Is it wrong to wonder if some ATIP are created by bad actors from foreign organizations? Perhaps to find information carelessly released, or to tie down our system and frustrate people.
 
I've been a smart ass lately and answered a few with 'We have nothing because there was never anything to have.' So far nobody has come back after me yet. I suspect they received a similar answer from almost everybody it was sent to. They should have been narrow-focus ATIP, but the net was cast as wide as possible.

Is it wrong to wonder if some ATIP are created by bad actors from foreign organizations? Perhaps to find information carelessly released, or to tie down our system and frustrate people.
I've occasionally thought to ruin someone's day by asking some very specific questions that I know will take a lot of time for them to answer, but I don't dislike anyone enough to bother.

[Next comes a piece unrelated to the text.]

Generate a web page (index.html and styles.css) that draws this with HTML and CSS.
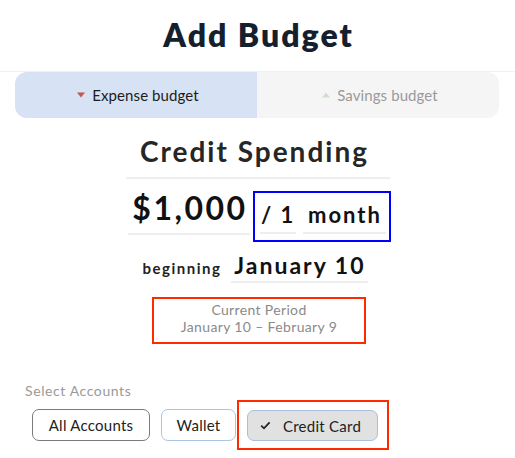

With the ATIPs I've seen from average Canadians I don't think we need foreign organizations involved to ask some really stupid questions. Some of the questions from Parliament are only marginally better.
 
I've been a smart ass lately and answered a few with 'We have nothing because there was never anything to have.' So far nobody has come back after me yet. I suspect they received a similar answer from almost everybody it was sent to. They should have been narrow-focus ATIP, but the net was cast as wide as possible.

Is it wrong to wonder if some ATIP are created by bad actors from foreign organizations? Perhaps to find information carelessly released, or to tie down our system and frustrate people.
I wondered about that, too…
 
The question is whether the number of external bad faith actors seeking information is greater or less than the number of internal bad faith actors trying to suppress information.